A preocupação sobre a proposta é compartilhada por representantes de entidades em defesa do consumidor.
“O texto está vago, impreciso e parece uma armadilha. A impressão é que tenta usar a Covid para emplacar uma agenda antiga do setor de flexibilizar a regulação com o argumento de ampliar o acesso”, afirma Ana Carolina Navarrete, coordenadora do programa de saúde do Idec (Instituto Brasileiro de Defesa do Consumidor). “Também é como se apontasse que a solução para a pandemia são os planos, e não o SUS.” Para ela, é preciso saber como seria essa “integração” dos planos com o SUS. “O que vimos nos últimos meses foi que o setor privado se recusou a discutir [fila única de] leitos, não houve um plano de testagem e o reajuste foi mantido”, afirma, sobre a decisão adotada no último ano de apenas adiar os pagamentos.
O presidente da Abramge (Associação Brasileira de Planos de Saúde), Renato Casarotti, nega que tenha havido recusa do setor na discussão. “Havia visão equivocada de que tinha sobra de leitos.

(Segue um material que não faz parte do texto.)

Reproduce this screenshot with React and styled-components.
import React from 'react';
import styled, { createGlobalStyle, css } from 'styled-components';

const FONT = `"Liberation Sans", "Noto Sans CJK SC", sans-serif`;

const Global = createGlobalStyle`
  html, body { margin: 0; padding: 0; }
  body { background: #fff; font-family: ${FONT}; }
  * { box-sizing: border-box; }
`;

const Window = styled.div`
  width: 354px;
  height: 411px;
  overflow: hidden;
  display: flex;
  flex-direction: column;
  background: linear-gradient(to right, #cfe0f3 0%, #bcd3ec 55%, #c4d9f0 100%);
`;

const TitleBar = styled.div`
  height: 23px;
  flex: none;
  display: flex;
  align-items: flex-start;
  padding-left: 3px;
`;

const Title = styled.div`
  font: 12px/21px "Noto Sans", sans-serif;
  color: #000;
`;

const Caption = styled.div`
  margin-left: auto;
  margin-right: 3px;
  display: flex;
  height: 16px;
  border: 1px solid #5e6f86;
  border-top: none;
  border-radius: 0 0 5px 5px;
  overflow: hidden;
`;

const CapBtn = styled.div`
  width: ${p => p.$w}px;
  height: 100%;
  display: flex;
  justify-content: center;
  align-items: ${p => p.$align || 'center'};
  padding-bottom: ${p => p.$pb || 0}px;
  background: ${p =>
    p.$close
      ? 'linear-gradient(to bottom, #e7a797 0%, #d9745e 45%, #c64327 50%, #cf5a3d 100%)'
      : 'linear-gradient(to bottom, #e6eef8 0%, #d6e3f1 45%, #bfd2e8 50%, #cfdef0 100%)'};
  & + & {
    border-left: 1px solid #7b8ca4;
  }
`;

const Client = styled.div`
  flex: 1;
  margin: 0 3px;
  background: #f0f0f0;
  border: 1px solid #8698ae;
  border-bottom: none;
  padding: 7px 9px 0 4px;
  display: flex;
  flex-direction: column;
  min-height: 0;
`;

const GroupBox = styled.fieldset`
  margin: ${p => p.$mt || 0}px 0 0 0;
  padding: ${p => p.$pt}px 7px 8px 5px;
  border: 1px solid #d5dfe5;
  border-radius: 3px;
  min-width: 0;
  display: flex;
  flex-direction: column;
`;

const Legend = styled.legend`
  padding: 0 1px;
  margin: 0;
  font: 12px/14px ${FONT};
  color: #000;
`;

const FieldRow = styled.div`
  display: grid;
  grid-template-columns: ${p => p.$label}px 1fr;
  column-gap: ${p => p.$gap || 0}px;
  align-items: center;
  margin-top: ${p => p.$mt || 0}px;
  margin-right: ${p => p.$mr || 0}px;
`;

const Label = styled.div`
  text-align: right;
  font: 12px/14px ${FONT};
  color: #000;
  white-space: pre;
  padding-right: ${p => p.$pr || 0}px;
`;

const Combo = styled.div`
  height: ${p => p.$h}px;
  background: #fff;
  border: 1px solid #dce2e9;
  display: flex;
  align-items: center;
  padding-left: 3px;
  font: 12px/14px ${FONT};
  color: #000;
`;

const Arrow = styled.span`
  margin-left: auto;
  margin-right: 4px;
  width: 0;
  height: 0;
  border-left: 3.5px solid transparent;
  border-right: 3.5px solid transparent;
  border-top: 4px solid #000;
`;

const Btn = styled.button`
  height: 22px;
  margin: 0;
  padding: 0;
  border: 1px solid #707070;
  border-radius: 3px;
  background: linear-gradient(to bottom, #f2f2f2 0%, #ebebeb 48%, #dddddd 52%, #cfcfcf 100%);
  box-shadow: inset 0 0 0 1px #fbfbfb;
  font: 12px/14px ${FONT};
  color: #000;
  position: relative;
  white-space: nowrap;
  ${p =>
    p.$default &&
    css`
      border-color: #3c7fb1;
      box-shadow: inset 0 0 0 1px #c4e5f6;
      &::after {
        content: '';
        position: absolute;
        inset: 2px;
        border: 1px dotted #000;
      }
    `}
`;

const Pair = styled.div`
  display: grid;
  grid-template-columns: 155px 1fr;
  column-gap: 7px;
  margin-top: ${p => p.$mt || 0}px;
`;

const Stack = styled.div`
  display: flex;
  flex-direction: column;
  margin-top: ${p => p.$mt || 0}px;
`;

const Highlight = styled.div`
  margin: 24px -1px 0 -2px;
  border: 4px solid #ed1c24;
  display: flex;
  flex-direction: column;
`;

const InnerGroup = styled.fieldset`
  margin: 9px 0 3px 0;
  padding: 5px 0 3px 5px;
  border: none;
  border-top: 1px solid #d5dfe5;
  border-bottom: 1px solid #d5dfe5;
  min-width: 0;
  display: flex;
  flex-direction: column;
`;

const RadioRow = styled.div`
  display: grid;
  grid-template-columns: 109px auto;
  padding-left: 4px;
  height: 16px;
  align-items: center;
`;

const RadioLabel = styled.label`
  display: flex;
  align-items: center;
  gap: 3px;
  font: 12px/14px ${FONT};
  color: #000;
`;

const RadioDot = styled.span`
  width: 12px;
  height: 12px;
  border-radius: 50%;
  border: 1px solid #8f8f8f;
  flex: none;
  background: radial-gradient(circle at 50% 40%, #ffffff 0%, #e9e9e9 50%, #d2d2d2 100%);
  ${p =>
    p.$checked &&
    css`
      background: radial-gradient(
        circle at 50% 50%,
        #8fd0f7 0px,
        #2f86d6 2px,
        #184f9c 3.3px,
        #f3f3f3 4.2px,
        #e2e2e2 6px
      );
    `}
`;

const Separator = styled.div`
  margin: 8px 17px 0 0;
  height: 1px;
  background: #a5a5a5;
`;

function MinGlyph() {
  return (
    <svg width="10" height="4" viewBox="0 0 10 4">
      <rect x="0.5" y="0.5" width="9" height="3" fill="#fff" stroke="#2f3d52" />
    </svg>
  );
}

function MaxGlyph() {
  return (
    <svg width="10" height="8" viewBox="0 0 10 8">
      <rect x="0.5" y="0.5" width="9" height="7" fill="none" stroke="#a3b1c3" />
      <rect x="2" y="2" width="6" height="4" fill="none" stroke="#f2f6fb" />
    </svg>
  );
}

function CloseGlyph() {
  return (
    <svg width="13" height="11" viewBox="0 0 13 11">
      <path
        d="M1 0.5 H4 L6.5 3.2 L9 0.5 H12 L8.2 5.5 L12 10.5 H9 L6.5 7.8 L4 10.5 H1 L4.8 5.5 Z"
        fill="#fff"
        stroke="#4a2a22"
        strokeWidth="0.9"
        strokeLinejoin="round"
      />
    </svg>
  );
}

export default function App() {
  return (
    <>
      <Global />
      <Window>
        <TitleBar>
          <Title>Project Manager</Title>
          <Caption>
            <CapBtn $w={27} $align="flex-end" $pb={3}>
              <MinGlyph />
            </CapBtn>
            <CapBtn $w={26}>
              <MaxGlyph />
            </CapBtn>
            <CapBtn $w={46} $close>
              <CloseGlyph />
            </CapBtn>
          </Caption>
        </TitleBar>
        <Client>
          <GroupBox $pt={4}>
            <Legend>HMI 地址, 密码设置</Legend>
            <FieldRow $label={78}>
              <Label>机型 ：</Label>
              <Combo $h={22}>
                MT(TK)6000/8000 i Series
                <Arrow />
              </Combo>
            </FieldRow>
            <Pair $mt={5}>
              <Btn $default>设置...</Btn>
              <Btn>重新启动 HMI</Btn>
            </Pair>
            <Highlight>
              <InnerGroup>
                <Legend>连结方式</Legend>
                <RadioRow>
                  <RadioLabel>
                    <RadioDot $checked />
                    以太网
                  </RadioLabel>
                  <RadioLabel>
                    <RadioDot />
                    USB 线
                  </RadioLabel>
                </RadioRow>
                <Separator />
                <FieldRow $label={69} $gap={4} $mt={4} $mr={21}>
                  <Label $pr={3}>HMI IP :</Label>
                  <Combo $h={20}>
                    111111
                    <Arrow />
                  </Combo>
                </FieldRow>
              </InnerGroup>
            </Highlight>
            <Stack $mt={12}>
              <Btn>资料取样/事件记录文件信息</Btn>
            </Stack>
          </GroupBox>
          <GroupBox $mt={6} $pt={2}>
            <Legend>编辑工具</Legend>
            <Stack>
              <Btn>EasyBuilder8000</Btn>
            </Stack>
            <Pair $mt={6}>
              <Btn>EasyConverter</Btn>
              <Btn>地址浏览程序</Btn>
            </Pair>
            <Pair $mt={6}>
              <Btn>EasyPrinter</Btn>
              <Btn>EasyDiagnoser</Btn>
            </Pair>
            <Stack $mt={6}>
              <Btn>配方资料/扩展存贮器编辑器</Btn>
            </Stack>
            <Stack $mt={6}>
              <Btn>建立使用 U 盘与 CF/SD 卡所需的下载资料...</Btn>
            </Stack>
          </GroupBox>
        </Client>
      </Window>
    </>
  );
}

Mas em algumas regiões estavam até mais lotados que os públicos.” Sobre as propostas, ele diz ser favorável à maioria das medidas, mas questiona a relação com Covid. “Via de regra, são bons princípios e objetivos, mas vemos pouco ‘match’ com o olhar para a pandemia.”
Casarotti diz ver como positiva a abertura pra alguns temas, como regras de atendimento de usuários de planos no SUS e novos formatos de planos.
“Hoje, fico sabendo que uma pessoa usou um hospital público um ano e meio depois, quando a conta vem para a operadora”, diz. “Também já discutimos há um tempo a possibilidade de aumentar a segmentação.” Mas vê prazo curto para discussão. “Qualquer revisão num cenário conflagrado de pandemia, a chance de errar é maior”, afirma. “Debates estruturais precisam de mais tempo.”
Lígia Bahia, professora da UFRJ que estuda a saúde suplementar, questiona a falta de discussão prévia com o setor. “É uma proposta pouco transparente, que vem por cima e não ouve quem estuda e conhece.” Em nota, o Ministério da Saúde diz que, desde a criação da ANS, não houve uma política que “integrasse e monitorasse” as ações dos planos de saúde -daí elaborar a proposta, afirma.
Sobre a abertura para planos de menor cobertura, a pasta diz entender que “após 20 anos de criação da ANS, cabe uma análise da agência acerca do seu acervo regulatório oportunizando a redução dos preços de planos de saúde, sem qualquer alteração nos diretos garantidos”. Diz ainda que a proposta de desestimular o atendimento de planos de saúde no SUS visa “reforçar o direito de escolha do beneficiário do plano de saúde em ser atendido na rede pública ou na rede privada, caso deseje”.
Sem entrar em detalhes, o ministério afirma ainda avaliar que os critérios de reajustes “carecem de maior transparência e previsibilidade”. Já a ANS diz que não participou da elaboração da proposta, “não sendo possível antecipar as ações no processo de formulação e implementação da referida política, uma vez que não tem governança sobre o processo”. Antes das propostas serem apresentadas, a medida foi alvo de discussão em uma reunião do Consu transmitida pela Saúde.
Na ocasião, o ministro da Economia, Paulo Guedes, afirmou que o setor público é menos eficaz do que o privado e que o SUS não daria conta de atender a população nos próximos anos. O vídeo foi retirado do ar em seguida. Em março, o ministro da Saúde, Marcelo Queiroga, também já havia citado, no Senado, a intenção de elaborar propostas por meio do conselho. “Queremos saber como é que está a disponibilidade de leitos na iniciativa privada, e que ela retire os pacientes dela que estão na rede SUS e leve para a sua rede, para que possamos atender os beneficiários do SUS.” Ele também defendeu que a vacina entre no rol da saúde suplementar. A medida, porém, não consta da proposta em consulta pública.